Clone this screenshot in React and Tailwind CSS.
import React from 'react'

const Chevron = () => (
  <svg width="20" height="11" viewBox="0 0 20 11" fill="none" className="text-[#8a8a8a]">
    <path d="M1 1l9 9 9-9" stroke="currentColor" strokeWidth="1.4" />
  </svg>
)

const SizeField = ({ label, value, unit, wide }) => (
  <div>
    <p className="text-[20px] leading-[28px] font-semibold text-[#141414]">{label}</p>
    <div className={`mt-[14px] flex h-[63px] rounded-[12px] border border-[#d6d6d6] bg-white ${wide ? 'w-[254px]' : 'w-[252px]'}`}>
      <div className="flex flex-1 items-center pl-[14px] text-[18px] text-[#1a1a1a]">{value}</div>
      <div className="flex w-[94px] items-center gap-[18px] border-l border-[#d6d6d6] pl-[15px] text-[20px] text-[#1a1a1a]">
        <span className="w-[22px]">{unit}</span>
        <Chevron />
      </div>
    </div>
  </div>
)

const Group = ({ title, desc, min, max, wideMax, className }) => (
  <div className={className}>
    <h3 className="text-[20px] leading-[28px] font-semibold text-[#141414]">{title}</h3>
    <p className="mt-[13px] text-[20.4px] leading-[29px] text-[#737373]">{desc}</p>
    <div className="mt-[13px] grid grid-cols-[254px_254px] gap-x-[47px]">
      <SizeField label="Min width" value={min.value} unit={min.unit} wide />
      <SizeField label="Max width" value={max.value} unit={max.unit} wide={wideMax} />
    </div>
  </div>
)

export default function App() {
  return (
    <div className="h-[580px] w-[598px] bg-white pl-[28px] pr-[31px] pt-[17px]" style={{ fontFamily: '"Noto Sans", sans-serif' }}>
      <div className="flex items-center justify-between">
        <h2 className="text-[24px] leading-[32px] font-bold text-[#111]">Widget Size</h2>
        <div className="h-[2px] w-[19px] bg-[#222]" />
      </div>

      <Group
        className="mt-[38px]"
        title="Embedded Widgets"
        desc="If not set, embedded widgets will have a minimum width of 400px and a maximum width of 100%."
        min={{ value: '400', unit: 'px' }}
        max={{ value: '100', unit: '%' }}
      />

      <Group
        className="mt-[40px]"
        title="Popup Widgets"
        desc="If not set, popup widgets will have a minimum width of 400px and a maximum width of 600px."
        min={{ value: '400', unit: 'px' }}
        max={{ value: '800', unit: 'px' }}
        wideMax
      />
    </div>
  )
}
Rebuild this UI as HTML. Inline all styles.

# # # #

Check each line of the entries above, and show every one holding the word "React".

Clone this screenshot in React and Tailwind CSS.
import React from 'react'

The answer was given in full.